Monte Carlo comparison of mid-size telescope designs for the Cherenkov Telescope Array

TL;DR

This study uses Monte Carlo simulations to compare different medium-size telescope designs for the Cherenkov Telescope Array, aiming to optimize array sensitivity and angular resolution in high-energy gamma-ray observations.

Contribution

It provides a systematic comparison of Davis-Cotton and Schwarzschild-Couder telescope designs, highlighting how design parameters affect array performance.

Findings

Schwarzschild-Couder design improves angular resolution.

Design parameters significantly influence sensitivity.

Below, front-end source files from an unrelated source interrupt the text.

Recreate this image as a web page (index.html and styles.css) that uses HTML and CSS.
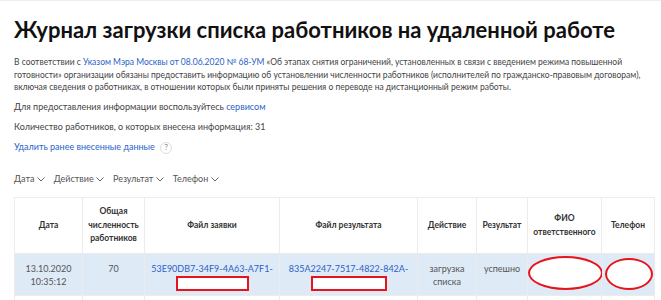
FILE: index.html
```
<!DOCTYPE html>
<html lang="ru">
<head>
    <meta charset="UTF-8">
    <meta name="viewport" content="width=device-width, initial-scale=1.0">
    <title>Журнал загрузки списка работников</title>
    <link rel="stylesheet" href="styles.css">
</head>
<body>
    <div class="page">
        <h1>Журнал загрузки списка работников на удаленной работе</h1>

        <p class="intro">В соответствии с <a href="#">Указом Мэра Москвы от 08.06.2020 № 68-УМ</a> «Об этапах снятия ограничений, установленных в связи с введением режима повышенной готовности» организации обязаны предоставить информацию об установлении численности работников (исполнителей по гражданско-правовым договорам), включая сведения о работниках, в отношении которых были приняты решения о переводе на дистанционный режим работы.</p>

        <p class="info">Для предоставления информации воспользуйтесь <a href="#">сервисом</a></p>
        <p class="info">Количество работников, о которых внесена информация: 31</p>
        <p class="info"><a href="#">Удалить ранее внесенные данные</a> <span class="hint">?</span></p>

        <div class="filters">
            <span class="filter">Дата <svg width="8" height="5" viewBox="0 0 8 5"><path d="M0.5 0.5l3.5 3.5l3.5-3.5" fill="none" stroke="#666" stroke-width="1"/></svg></span>
            <span class="filter">Действие <svg width="8" height="5" viewBox="0 0 8 5"><path d="M0.5 0.5l3.5 3.5l3.5-3.5" fill="none" stroke="#666" stroke-width="1"/></svg></span>
            <span class="filter">Результат <svg width="8" height="5" viewBox="0 0 8 5"><path d="M0.5 0.5l3.5 3.5l3.5-3.5" fill="none" stroke="#666" stroke-width="1"/></svg></span>
            <span class="filter">Телефон <svg width="8" height="5" viewBox="0 0 8 5"><path d="M0.5 0.5l3.5 3.5l3.5-3.5" fill="none" stroke="#666" stroke-width="1"/></svg></span>
        </div>

        <table class="log">
            <colgroup>
                <col style="width:68px">
                <col style="width:62px">
                <col style="width:135px">
                <col style="width:138px">
                <col style="width:59px">
                <col style="width:51px">
                <col style="width:74px">
                <col style="width:53px">
            </colgroup>
            <thead>
                <tr>
                    <th>Дата</th>
                    <th>Общая численность работников</th>
                    <th>Файл заявки</th>
                    <th>Файл результата</th>
                    <th>Действие</th>
                    <th>Результат</th>
                    <th>ФИО ответственного</th>
                    <th>Телефон</th>
                </tr>
            </thead>
            <tbody>
                <tr class="active">
                    <td>13.10.2020<br>10:35:12</td>
                    <td>70</td>
                    <td><a href="#">53E90DB7-34F9-4A63-A7F1-</a><br><span class="mask-box mask-req"></span></td>
                    <td><a href="#">835A2247-7517-4822-842A-</a><br><span class="mask-box mask-res"></span></td>
                    <td>загрузка<br>списка</td>
                    <td>успешно</td>
                    <td class="masked"><span class="mask-oval oval-fio"></span></td>
                    <td class="masked"><span class="mask-oval oval-phone"></span></td>
                </tr>
                <tr>
                    <td>&nbsp;</td><td></td><td></td><td></td><td></td><td></td><td></td><td></td>
                </tr>
            </tbody>
        </table>
    </div>
</body>
</html>
```

FILE: styles.css
```
body {
    margin: 0;
    font-family: Lato, "Open Sans", sans-serif;
    color: #333;
    background: #fff;
    overflow: hidden;
}
.page {
    padding: 0 0 0 14px;
    border-top: 1px solid #eee;
}
h1 {
    margin: 15px 0 12px;
    font-size: 22px;
    font-weight: 700;
    color: #111;
    line-height: 28px;
}
a {
    color: #2a62c9;
    text-decoration: none;
}
.intro {
    margin: 0 0 7.5px;
    font-size: 8.5px;
    line-height: 12.5px;
    color: #444;
}
.info {
    margin: 0 0 7.5px;
    font-size: 9px;
    line-height: 12.5px;
    color: #444;
}
.hint {
    display: inline-block;
    width: 10px;
    height: 10px;
    border: 1px solid #ddd;
    border-radius: 50%;
    font-size: 7.5px;
    line-height: 10px;
    text-align: center;
    color: #777;
    margin-left: 3px;
}
.filters {
    display: flex;
    gap: 9px;
    margin: 17px 0 10px;
    font-size: 9px;
    line-height: 16px;
    color: #555;
}
.filter svg {
    vertical-align: middle;
}
.log {
    border-collapse: collapse;
    table-layout: fixed;
    width: 640px;
}
.log th, .log td {
    border: 1px solid #ececec;
    text-align: center;
    padding: 0 3px;
}
.log th {
    height: 55px;
    vertical-align: middle;
    font-size: 8.5px;
    font-weight: 700;
    color: #333;
    line-height: 13.5px;
}
.log td {
    height: 33px;
    padding-top: 8px;
    vertical-align: top;
    font-size: 9px;
    color: #555;
    line-height: 13px;
}
.log tr.active td {
    background: #deeaf6;
}
.mask-box {
    display: inline-block;
    height: 11px;
    border: 2px solid #e8141c;
    background: #fff;
    margin-top: 1px;
    vertical-align: top;
}
.mask-req { width: 69px; }
.mask-res { width: 72px; }
.masked {
    position: relative;
}
.mask-oval {
    position: absolute;
    border: 2px solid #e8141c;
    border-radius: 50%;
    background: #fff;
}
.oval-fio {
    left: 0;
    top: 2px;
    width: 71px;
    height: 30px;
}
.oval-phone {
    left: 3px;
    top: 4px;
    width: 44px;
    height: 28px;
}
```
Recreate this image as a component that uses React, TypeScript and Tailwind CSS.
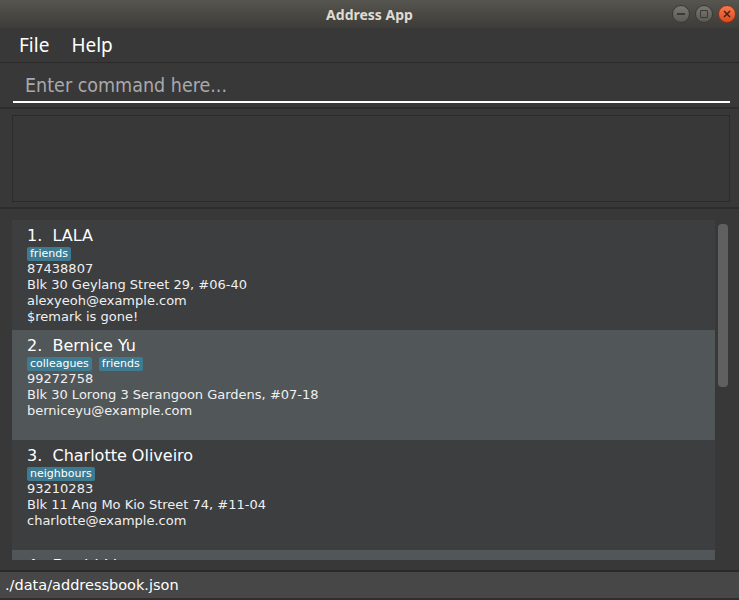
import React from "react";

type Person = {
  name: string;
  tags: string[];
  phone: string;
  address: string;
  email: string;
  remark?: string;
};

const people: Person[] = [
  {
    name: "LALA",
    tags: ["friends"],
    phone: "87438807",
    address: "Blk 30 Geylang Street 29, #06-40",
    email: "alexyeoh@example.com",
    remark: "$remark is gone!",
  },
  {
    name: "Bernice Yu",
    tags: ["colleagues", "friends"],
    phone: "99272758",
    address: "Blk 30 Lorong 3 Serangoon Gardens, #07-18",
    email: "berniceyu@example.com",
  },
  {
    name: "Charlotte Oliveiro",
    tags: ["neighbours"],
    phone: "93210283",
    address: "Blk 11 Ang Mo Kio Street 74, #11-04",
    email: "charlotte@example.com",
  },
  {
    name: "David Li",
    tags: ["family"],
    phone: "91031282",
    address: "Blk 436 Serangoon Gardens Street 26, #16-43",
    email: "lidavid@example.com",
  },
];

const WindowButtons = () => (
  <div className="flex items-center gap-[5px] pr-[3px]">
    <div className="w-[18px] h-[18px] rounded-full bg-gradient-to-b from-[#7a7873] to-[#5a5954] border border-[#3a3936] flex items-center justify-center">
      <div className="w-[8px] h-[2px] bg-[#3b3a37]" />
    </div>
    <div className="w-[18px] h-[18px] rounded-full bg-gradient-to-b from-[#7a7873] to-[#5a5954] border border-[#3a3936] flex items-center justify-center">
      <div className="w-[8px] h-[8px] border-[1.5px] border-[#3b3a37] rounded-[1px]" />
    </div>
    <div className="w-[18px] h-[18px] rounded-full bg-gradient-to-b from-[#f27a4f] to-[#de4a1c] border border-[#8a3216] flex items-center justify-center">
      <svg width="8" height="8" viewBox="0 0 8 8">
        <path d="M1 1L7 7M7 1L1 7" stroke="#4a2012" strokeWidth="1.6" />
      </svg>
    </div>
  </div>
);

const PersonCard = ({ person, index }: { person: Person; index: number }) => (
  <div
    className={`h-[110px] shrink-0 pl-[15px] pt-[6px] text-white ${
      index % 2 === 0 ? "bg-[#3c3e3f]" : "bg-[#515658]"
    }`}
    style={{ fontFamily: "'DejaVu Sans', sans-serif" }}
  >
    <div className="text-[16px] leading-[20px] text-white">
      {index + 1}.&nbsp; {person.name}
    </div>
    <div className="flex gap-[7px] mt-[1px] h-[14px]">
      {person.tags.map((t) => (
        <span
          key={t}
          className="bg-[#3e7b91] text-[11px] leading-[14px] px-[3px] rounded-[2px] text-white"
        >
          {t}
        </span>
      ))}
    </div>
    <div className="text-[13px] leading-[16px] text-[#f0f0f0]">
      <div>{person.phone}</div>
      <div>{person.address}</div>
      <div>{person.email}</div>
      {person.remark && <div>{person.remark}</div>}
    </div>
  </div>
);

export default function App() {
  return (
    <div className="w-[739px] h-[600px] bg-[#383838] flex flex-col overflow-hidden">
      {/* title bar */}
      <div className="h-[28px] shrink-0 relative flex items-center justify-end bg-gradient-to-b from-[#57554f] to-[#3d3c38]">
        <div
          className="absolute inset-0 flex items-center justify-center text-[14px] font-bold text-[#dfdbd2]"
          style={{ fontFamily: "'Noto Sans', sans-serif" }}
        >
          Address App
        </div>
        <WindowButtons />
      </div>

      {/* menu */}
      <div
        className="h-[35px] shrink-0 flex items-center gap-[22px] pl-[19px] text-[19px] text-white border-b border-[#2a2a2a]"
        style={{ fontFamily: "'Noto Sans', sans-serif" }}
      >
        <span>File</span>
        <span>Help</span>
      </div>

      {/* command box */}
      <div className="h-[46px] shrink-0 px-[13px] pr-[9px] border-b-2 border-[#2d2d2d] pt-[9px]">
        <div
          className="h-[31px] border-b-2 border-white pl-[12px] text-[19.5px] leading-[28px] text-[#a9a9ad]"
          style={{ fontFamily: "'DejaVu Sans Condensed', 'DejaVu Sans', sans-serif" }}
        >
          Enter command here...
        </div>
      </div>

      {/* result display */}
      <div className="h-[100px] shrink-0 px-[12px] pr-[9px] pt-[6px] border-b-2 border-[#2d2d2d]">
        <div className="h-[87px] border border-[#2b2b2b] bg-[#383838]" />
      </div>

      {/* person list */}
      <div className="flex-1 min-h-0 flex pt-[11px] pl-[12px] pb-[10px] border-b-2 border-[#2a2a2a]">
        <div className="w-[703px] flex flex-col overflow-hidden">
          {people.map((p, i) => (
            <PersonCard key={p.name} person={p} index={i} />
          ))}
        </div>
        <div className="w-[3px]" />
        <div className="w-[10px] pt-[4px]">
          <div className="h-[163px] w-[10px] rounded-[4px] bg-[#606060]" />
        </div>
      </div>

      {/* status bar */}
      <div
        className="h-[28px] shrink-0 bg-[#474747] pl-[5px] text-[14.5px] leading-[27px] text-white border-b-2 border-[#2e2e2e]"
        style={{ fontFamily: "'DejaVu Sans', sans-serif" }}
      >
        ./data/addressbook.json
      </div>
    </div>
  );
}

Optimal telescope configurations enhance gamma-ray detection.

Abstract

The Cherenkov Telescope Array (CTA) is a future very high energy gamma-ray observatory. CTA will be comprised of small-, medium- and large-size telescopes covering an energy range from tens of GeV to hundreds of TeV and will surpass existing telescopes in sensitivity by an order of magnitude. The aim of our study is to find the optimal design for the medium-size telescopes (MSTs), which will determine the sensitivity in the key energy range between a few hundred GeV to about ten TeV. To study the effect of the telescope design parameters on the array performance, we simulated arrays of 61 MSTs with 120 m spacing and a variety of telescope configurations. We investigated the influence of the primary telescope characteristics including optical resolution, pixel size, and light collection area on the total array performance with a particular emphasis on telescope configurations with imaging performance similar to the proposed Davis-Cotton (DC) and Schwarzschild-Couder (SC) MST designs. We compare the performance of these telescope designs, especially the achieved gamma-ray angular resolution and differential point-source sensitivity.